Alternative Raw Materials and Methods for Paper

Jordan Sand was a high school senior (class of 2001) at Ellendale High School in Ellendale, North Dakota who had a bright future as an environmental scientist in the making. At 18 years old, having created a number of devices related to the agricultural world, Sand was already proving that innovation can be applied not only by engineers on mechanical devices, but also to solve environmental and economic issues.

Sand’s parents, and grandparents, are farmers, so he was well aware throughout his early life of the importance of plant health and technology to the family business. He began to combine this awareness with an aptitude for science in the seventh grade, when he built a solar distillation device designed to purify water outdoors during the cold North Dakota winters. Later Sand created a solar-heated birdbath that keeps the birds’ water thawed in cold weather.  Both projects were selected to advance to his state science fair.

As a high school sophomore, Sand began researching ways to help farmers create alternative uses for their crops.  He found that various types of grain straw, such as flax, wheat and corn, and cattails, could be used to make paper.  Using these materials, which are annual plants needing no re-seeding, herbicides or pesticides, to make paper or other products would provide additional income to farmers from crops that would not ordinarily be income-producing, he concluded.

To further his research Sand contacted Ulrike Tschirner, Associate Professor of Wood and Paper Science at the  University of Minnesota, who offered to help Sand by allowing him to work for six days in his laboratory. There Sand experimented with chemicals to pulp, bleach and make paper from corn stalks, cattails and cereal straws. Soon after, Sand was selected to attend the International Science and Engineering Fair in Philadelphia.

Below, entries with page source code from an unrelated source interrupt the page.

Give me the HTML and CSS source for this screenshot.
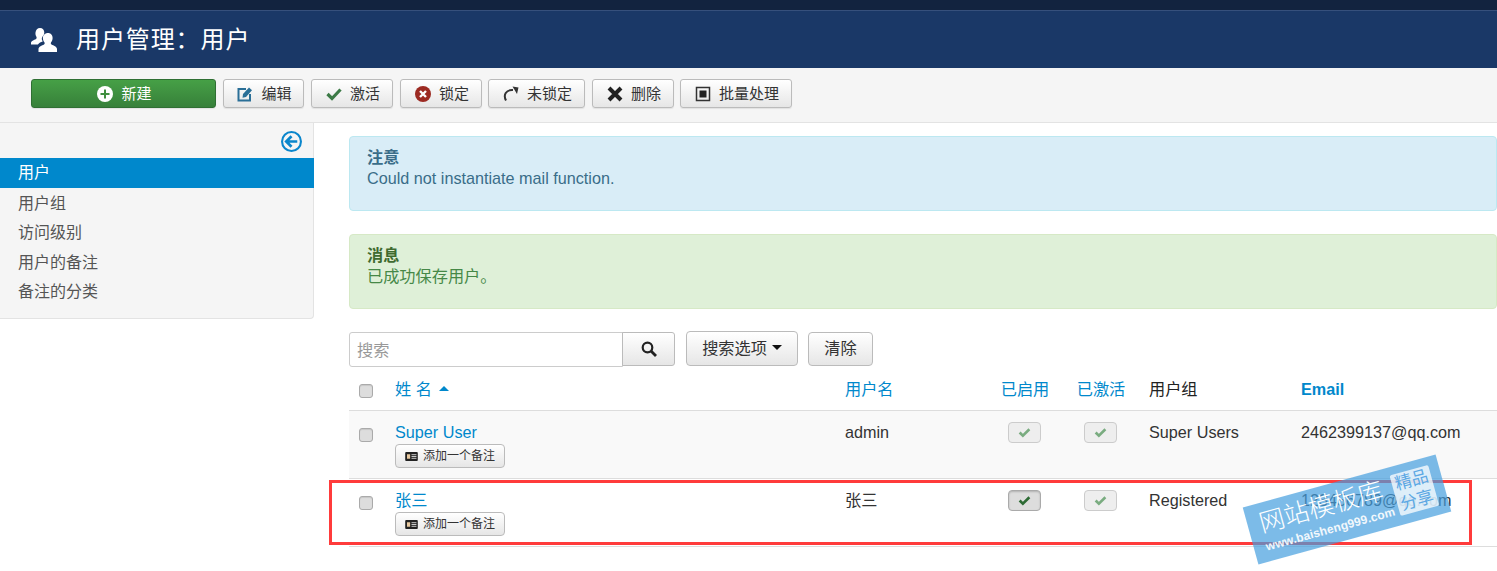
FILE: index.html
```html
<!DOCTYPE html>
<html lang="zh">
<head>
<meta charset="utf-8">
<title>用户管理：用户</title>
<link rel="stylesheet" href="styles.css">
</head>
<body>
<div class="topbar"></div>
<header class="header">
  <svg class="header-icon" viewBox="0 0 26 24"><path fill="#fff" d="M9 0c2.600 0 4.300 2 4.300 4.500 0 1.200-.4 2.300-1 3.200-1.200 1-1.700 2.300-1.400 3.800.1.700.5 1.300 1 1.800-2 .8-4 1.700-5 3.200H0v-1.500c0-2 3-3 5-4 .8-.4.8-1.300.4-2.200C4.600 7.500 4.300 6 4.500 4.500 4.800 2 6.500 0 9 0z"/><path fill="#fff" d="M17 5c2.900 0 4.600 2.300 4.600 5 0 1.700-.7 3.300-1.500 4.300-.5.900-.4 1.800.4 2.200 2 1 5.500 2 5.500 4.500v3H7.500v-3c0-2.500 3.500-3.500 5.500-4.500.8-.4.900-1.300.4-2.200-.8-1-1.500-2.600-1.500-4.300 0-2.700 2.200-5 5.100-5z"/></svg>
  <h1 class="title">用户管理：用户</h1>
</header>
<div class="toolbar">
  <button class="btn btn-new"><svg class="ico" viewBox="0 0 16 16"><circle cx="8" cy="8" r="8" fill="#fff"/><path d="M8 3.500v9M3.500 8h9" stroke="#3f8f3f" stroke-width="2"/></svg>新建</button>
  <button class="btn btn-edit"><svg class="ico" viewBox="0 0 16 16"><path fill="none" stroke="#2a6f97" stroke-width="2" d="M9 3H1.500v11.500H13V8"/><path fill="#2a6f97" d="M6 8l6-6.500 3 2.800L9 11l-3.500.7z"/></svg>编辑</button>
  <button class="btn"><svg class="ico" viewBox="0 0 16 16"><path fill="none" stroke="#3c7a46" stroke-width="3.200" d="M1.500 8l4.500 4.500L14.500 3.500"/></svg>激活</button>
  <button class="btn"><svg class="ico" viewBox="0 0 16 16"><circle cx="8" cy="8" r="8" fill="#9c2a22"/><path d="M5 5l6 6M11 5l-6 6" stroke="#fff" stroke-width="2.400"/></svg>锁定</button>
  <button class="btn btn-unlock"><svg class="ico" viewBox="0 0 16 16"><path fill="none" stroke="#333" stroke-width="2" d="M3 14.500C0 9 3 3.500 10 4"/><path fill="#333" d="M9.500 0.500L15.500 1.500 14 8z"/></svg>未锁定</button>
  <button class="btn btn-del"><svg class="ico" viewBox="0 0 16 16"><path stroke="#222" stroke-width="4" d="M2 2l12 12M14 2L2 14"/></svg>删除</button>
  <button class="btn btn-batch"><svg class="ico" viewBox="0 0 16 16"><path fill="none" stroke="#333" stroke-width="1.500" d="M1.500 1.500h13v13h-13z"/><path fill="#222" d="M4.500 4.500h7v7h-7z"/></svg>批量处理</button>
</div>
<div class="layout">
  <aside class="sidebar">
    <div class="collapse"><svg class="collapse-icon" viewBox="0 0 20 20"><circle cx="10" cy="10" r="9" fill="none" stroke="#0a86cc" stroke-width="2"/><path d="M15.500 10H6M10 5l-5 5 5 5" fill="none" stroke="#0a86cc" stroke-width="2.600"/></svg></div>
    <a class="side-item active">用户</a>
    <a class="side-item">用户组</a>
    <a class="side-item">访问级别</a>
    <a class="side-item">用户的备注</a>
    <a class="side-item">备注的分类</a>
  </aside>
  <main class="main">
    <div class="alert alert-info"><b class="alert-h">注意</b><span>Could not instantiate mail function.</span></div>
    <div class="alert alert-ok"><b class="alert-h">消息</b><span>已成功保存用户。</span></div>
    <div class="search">
      <div class="search-group">
        <div class="search-input">搜索</div>
        <button class="search-btn"><svg class="search-ico" viewBox="0 0 16 16"><circle cx="6.500" cy="6.500" r="4.800" fill="none" stroke="#222" stroke-width="2.200"/><path d="M10 10l5 5" stroke="#222" stroke-width="2.800"/></svg></button>
      </div>
      <button class="sbtn sbtn-opts">搜索选项<i class="caret"></i></button>
      <button class="sbtn sbtn-clear">清除</button>
    </div>
    <div class="row row-head">
      <div><i class="checkbox"></i></div>
      <div class="th-link">姓 名<i class="caret-up"></i></div>
      <div class="th-link">用户名</div>
      <div class="th-link center">已启用</div>
      <div class="th-link center">已激活</div>
      <div class="group">用户组</div>
      <div class="th-link th-email">Email</div>
    </div>
    <div class="row row-alt">
      <div><i class="checkbox"></i></div>
      <div><a class="name">Super User</a><button class="note"><svg class="note-ico" viewBox="0 0 14 10"><rect width="14" height="10" rx="1" fill="#222"/><rect x="2" y="2.500" width="3.500" height="5" fill="#e8c9a0"/><path d="M7 3h5.500M7 5h5.500M7 7h5.500" stroke="#ddd"/></svg>添加一个备注</button></div>
      <div>admin</div>
      <div class="center"><span class="state"><svg class="state-ico" viewBox="0 0 16 16"><path fill="none" stroke="#7aac80" stroke-width="3.200" d="M2 8l4 4 8-8"/></svg></span></div>
      <div class="center"><span class="state"><svg class="state-ico" viewBox="0 0 16 16"><path fill="none" stroke="#7aac80" stroke-width="3.200" d="M2 8l4 4 8-8"/></svg></span></div>
      <div class="group">Super Users</div>
      <div>2462399137@qq.com</div>
    </div>
    <div class="row">
      <div><i class="checkbox"></i></div>
      <div><a class="name">张三</a><button class="note"><svg class="note-ico" viewBox="0 0 14 10"><rect width="14" height="10" rx="1" fill="#222"/><rect x="2" y="2.500" width="3.500" height="5" fill="#e8c9a0"/><path d="M7 3h5.500M7 5h5.500M7 7h5.500" stroke="#ddd"/></svg>添加一个备注</button></div>
      <div>张三</div>
      <div class="center"><span class="state state-on"><svg class="state-ico" viewBox="0 0 16 16"><path fill="none" stroke="#2d6b34" stroke-width="3.200" d="M2 8l4 4 8-8"/></svg></span></div>
      <div class="center"><span class="state"><svg class="state-ico" viewBox="0 0 16 16"><path fill="none" stroke="#7aac80" stroke-width="3.200" d="M2 8l4 4 8-8"/></svg></span></div>
      <div class="group">Registered</div>
      <div>123456789@qq.com</div>
    </div>
  </main>
</div>
<div class="highlight"></div>
<div class="stamp">
  <div class="stamp-text"><div class="stamp-name">网站模板库</div><div class="stamp-url">www.baisheng999.com</div></div>
  <div class="stamp-box">精品<br>分享</div>
</div>
</body>
</html>
```
FILE: styles.css
```css
* { box-sizing: border-box; }
html, body { margin: 0; height: 571px; overflow: hidden; }
body {
  position: relative;
  background: #fff;
  color: #333;
  font: 16.2px/20px "Liberation Sans", "Noto Sans CJK SC", sans-serif;
}
button { font: inherit; color: inherit; }
.topbar { height: 11px; background: #12233f; border-bottom: 1px solid #36507c; }
.header { height: 57px; background: #1a3867; display: flex; align-items: center; padding-left: 31px; }
.header-icon { width: 26px; height: 24px; margin-right: 19px; }
.title { margin: 0; color: #fff; font-size: 24px; font-weight: 400; line-height: 30px; letter-spacing: .9px; }
.toolbar {
  height: 55px; background: #f5f5f5; border-bottom: 1px solid #e3e3e3;
  display: flex; align-items: flex-start; gap: 7px; padding: 11px 0 0 31px;
}
.btn {
  width: 82px; height: 29px; padding: 0 0 0 2px; display: flex; align-items: center; justify-content: center;
  font-size: 15px; color: #333; background: linear-gradient(#fff, #e6e6e6);
  border: 1px solid #bbb; border-radius: 3px; box-shadow: 0 1px 1px rgba(0,0,0,.08);
}
.ico { width: 16px; height: 16px; margin-right: 8px; flex: none; }
.btn-new { width: 185px; color: #fff; background: linear-gradient(#46a046, #37803a); border-color: #2f6f33; }
.btn-edit { width: 81px; }
.btn-unlock { width: 97px; margin-left: -1px; }
.btn-del { width: 82px; }
.btn-batch { width: 112px; margin-left: -1px; }
.layout { display: flex; align-items: flex-start; }
.sidebar {
  width: 314px; height: 196px; background: #f5f5f5; border: 1px solid #e3e3e3; border-width: 0 1px 1px 0;
  border-bottom-right-radius: 4px; font-size: 16px; color: #555; padding-top: 8px; flex: none;
}
.collapse { height: 27px; display: flex; justify-content: flex-end; padding-right: 11px; }
.collapse-icon { width: 21px; height: 21px; }
.side-item { display: block; height: 29.5px; line-height: 30px; padding-left: 18px; }
.side-item.active { height: 30px; margin-bottom: .5px; background: #0088cc; color: #fff; margin-right: -1px; }
.main { flex: 1; padding: 13px 0 0 35px; min-width: 0; }
.alert {
  height: 75px; margin-bottom: 23px; padding: 10px 17px; border: 1px solid; border-radius: 4px;
  display: flex; flex-direction: column; gap: 1px;
}
.alert-h { font-weight: 700; }
.alert-info { background: #d9edf7; border-color: #bce8f1; color: #3a6d89; }
.alert-ok { background: #dff0d8; border-color: #d6e9c6; color: #468847; }
.alert-ok .alert-h { color: #3f6b30; }
.search { display: flex; align-items: flex-start; height: 35px; }
.search-group { display: flex; height: 35px; }
.search-input {
  width: 274px; height: 35px; line-height: 35px; padding-left: 7px; color: #999;
  border: 1px solid #ccc; border-radius: 3px 0 0 3px; background: #fff;
}
.search-btn {
  width: 53px; height: 34px; margin-left: -1px; border: 1px solid #bbb; border-radius: 0 3px 3px 0;
  background: linear-gradient(#fff, #e6e6e6); display: flex; align-items: center; justify-content: center; padding: 0;
}
.search-ico { width: 16px; height: 16px; }
.sbtn {
  padding: 0 0 2px; border: 1px solid #bbb; border-radius: 4px; background: linear-gradient(#fff, #e6e6e6);
  display: flex; align-items: center; justify-content: center; color: #333;
}
.sbtn-opts { width: 112px; height: 35px; margin: -1px 0 0 11px; }
.sbtn-clear { width: 65px; height: 34px; margin-left: 10px; }
.caret { margin-left: 5px; border: 5px solid transparent; border-top-color: #111; border-bottom: 0; }
.caret-up { display: inline-block; margin-left: 7px; vertical-align: 4px; border: 5px solid transparent; border-bottom-color: #0088cc; border-top: 0; }
.row {
  display: grid; grid-template-columns: 46px 450px 141px 76px 76px 163px 1fr;
  height: 68px; border-bottom: 1px solid #ddd; padding-top: 11px;
}
.row-head { height: 40px; margin-top: 4px; padding-top: 8px; }
.row-head .center { padding-left: 2px; }
.row-alt { background: #f9f9f9; }
.th-link { color: #0088cc; }
.th-email { font-weight: 700; }
.center { text-align: center; }
.group { padding-left: 11px; }
.row-head .group { color: #222; }
.checkbox {
  display: block; width: 14px; height: 14px; margin: 6px 0 0 10px;
  background: #ddd; border: 1px solid #aaa; border-radius: 3px; box-shadow: inset 0 1px 1px rgba(0,0,0,.1);
}
.row-head .checkbox { margin-top: 5px; }
.name { display: block; color: #0088cc; height: 20px; }
.note {
  margin-top: 2px; width: 110px; height: 24px; padding: 0; font-size: 12px; color: #333;
  display: flex; align-items: center; justify-content: center;
  border: 1px solid #bbb; border-radius: 4px; background: linear-gradient(#fff, #e6e6e6);
}
.note-ico { width: 13px; height: 9px; margin-right: 5px; }
.state {
  display: inline-flex; align-items: center; justify-content: center; width: 33px; height: 21px;
  border: 1px solid #ccc; border-radius: 4px; background: #eee;
}
.state-on { background: #ddd; border-color: #aaa; box-shadow: inset 0 1px 2px rgba(0,0,0,.2); }
.state-ico { width: 13px; height: 13px; }
.highlight { position: absolute; left: 329px; top: 480px; width: 1143px; height: 65px; border: 3px solid #ff3b3b; }
.stamp {
  position: absolute; left: 1247px; top: 480px; width: 200px; height: 59px;
  transform: rotate(-15.4deg); background: rgba(69,158,222,.7); color: #fff;
  display: flex; justify-content: space-between; padding: 5px 10px 0 12px;
}
.stamp-name { font-size: 25.5px; line-height: 30px; font-weight: 300; white-space: nowrap; }
.stamp-url { font-size: 12px; line-height: 16px; font-weight: 700; opacity: .9; margin-top: 1px; letter-spacing: .1px; }
.stamp-box {
  width: 40px; height: 42px; margin-top: 3px; background: rgba(255,255,255,.75); color: #5ca8e4; font-size: 17px; line-height: 21px;
  text-align: center; border-radius: 2px; flex: none; white-space: nowrap;
}
```
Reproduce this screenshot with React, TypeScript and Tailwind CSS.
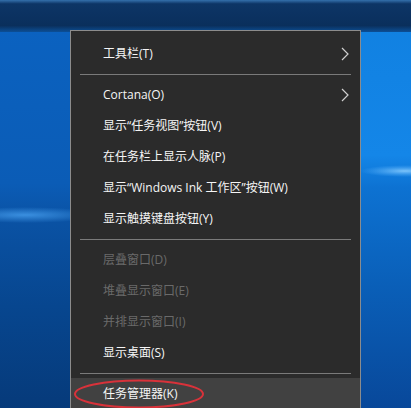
import React from "react";

type Item = { label: string; disabled?: boolean; arrow?: boolean; active?: boolean } | "sep";

const items: Item[] = [
  { label: "工具栏(T)", arrow: true },
  "sep",
  { label: "Cortana(O)", arrow: true },
  { label: "显示“任务视图”按钮(V)" },
  { label: "在任务栏上显示人脉(P)" },
  { label: "显示“Windows Ink 工作区”按钮(W)" },
  { label: "显示触摸键盘按钮(Y)" },
  "sep",
  { label: "层叠窗口(D)", disabled: true },
  { label: "堆叠显示窗口(E)", disabled: true },
  { label: "并排显示窗口(I)", disabled: true },
  { label: "显示桌面(S)" },
  "sep",
  { label: "任务管理器(K)", active: true },
];

function Wallpaper() {
  return (
    <svg className="absolute inset-0" width="411" height="408" viewBox="0 0 411 408">
      <defs>
        <linearGradient id="leftg" x1="0" y1="0" x2="0" y2="1">
          <stop offset="0" stopColor="#0b63c2" />
          <stop offset="0.45" stopColor="#0b5cb6" />
          <stop offset="0.54" stopColor="#0a52a4" />
          <stop offset="0.75" stopColor="#07468f" />
          <stop offset="1" stopColor="#063a7a" />
        </linearGradient>
        <linearGradient id="rightg" x1="0" y1="0" x2="0" y2="1">
          <stop offset="0" stopColor="#1080e0" />
          <stop offset="0.38" stopColor="#1486e8" />
          <stop offset="0.46" stopColor="#0d72d2" />
          <stop offset="0.7" stopColor="#0a5fb8" />
          <stop offset="1" stopColor="#08489a" />
        </linearGradient>
        <linearGradient id="topg" x1="0" y1="0" x2="0" y2="1">
          <stop offset="0" stopColor="#3470ac" />
          <stop offset="0.12" stopColor="#0d3566" />
          <stop offset="0.8" stopColor="#0a2f5c" />
          <stop offset="1" stopColor="#0c4f96" />
        </linearGradient>
        <radialGradient id="streakL" cx="0.5" cy="0.5" r="0.5">
          <stop offset="0" stopColor="#4aa3f2" stopOpacity="0.75" />
          <stop offset="1" stopColor="#4aa3f2" stopOpacity="0" />
        </radialGradient>
        <radialGradient id="streakR" cx="0.5" cy="0.5" r="0.5">
          <stop offset="0" stopColor="#8fd0ff" stopOpacity="0.85" />
          <stop offset="1" stopColor="#5ab4ff" stopOpacity="0" />
        </radialGradient>
      </defs>
      <rect x="0" y="0" width="411" height="408" fill="url(#leftg)" />
      <rect x="300" y="0" width="111" height="408" fill="url(#rightg)" />
      <rect x="0" y="0" width="411" height="32" fill="url(#topg)" />
      <ellipse cx="25" cy="215" rx="75" ry="8" fill="url(#streakL)" />
      <ellipse cx="405" cy="171" rx="45" ry="6" fill="url(#streakR)" />
    </svg>
  );
}

function Chevron() {
  return (
    <svg width="8" height="14" viewBox="0 0 8 14" className="absolute right-[11px] top-1/2 -translate-y-1/2">
      <path d="M1 1 L7 7 L1 13" fill="none" stroke="#d0d0d0" strokeWidth="1.2" />
    </svg>
  );
}

export default function App() {
  return (
    <div
      className="relative w-[411px] h-[408px] overflow-hidden"
      style={{ fontFamily: '"Segoe UI", "Open Sans", "Noto Sans CJK SC", sans-serif' }}
    >
      <Wallpaper />
      <div className="absolute left-[70px] top-[30px] w-[291px] h-[400px] bg-[#2b2b2b] border border-[#8c8c8c] pt-[7px]">
        {items.map((it, i) =>
          it === "sep" ? (
            <div key={i} className="h-[10px] flex items-center px-[9px]">
              <div className="h-px w-full bg-[#7a7a7a]" />
            </div>
          ) : (
            <div
              key={i}
              className={`relative h-[31px] flex items-center pl-[32px] text-[12px] ${
                it.disabled ? "text-[#6a6a6a]" : "text-[#f5f5f5]"
              } ${it.active ? "bg-[#414141]" : ""}`}
            >
              <span className="whitespace-pre">{it.label}</span>
              {it.arrow && <Chevron />}
            </div>
          )
        )}
      </div>
      <svg className="absolute left-0 top-0 pointer-events-none" width="411" height="408">
        <ellipse cx="139" cy="394" rx="64" ry="13.5" fill="none" stroke="#d8323a" strokeWidth="2" />
      </svg>
    </div>
  );
}
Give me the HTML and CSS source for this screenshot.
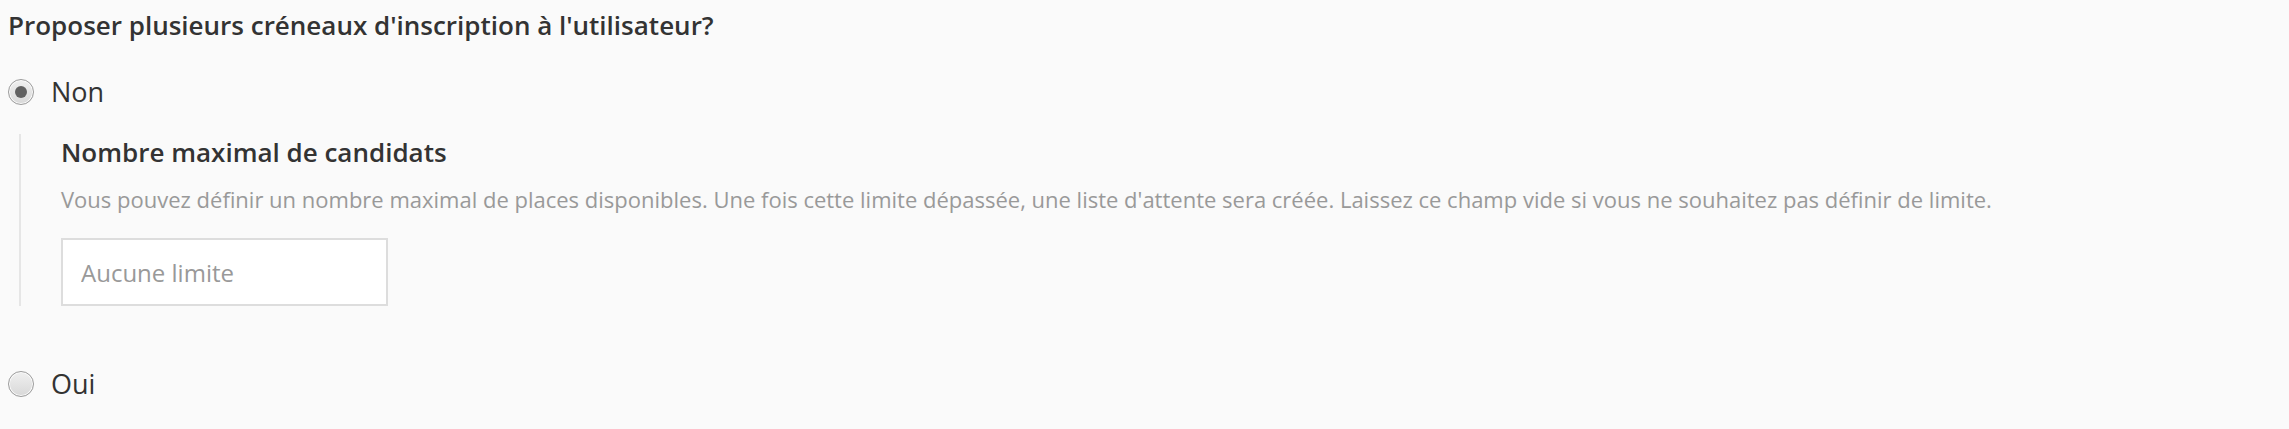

As winner of the 2000 Lemelson-MIT Invention Apprenticeship for high school students, Sand was given the opportunity to work for a short period with Ashok Gadgil, a senior scientist for the Lawrence Berkeley National Laboratory, a U.S. Dept. of Energy laboratory managed by the University of California. Dr. Gadgil, who conducted research on drinking water disinfection, indoor air pollutants and energy efficiency opportunities, served as Sand’s Invention Mentor on an environmental project that the two designed together.

Sand says he believes his papermaking concept is economically feasible on a global scale. He is also especially interested in helping to improve the general public's perception of genetically engineered crops and foods. Said Sand, "I would just like to see what really needs to be done and try and figure out how to make it better."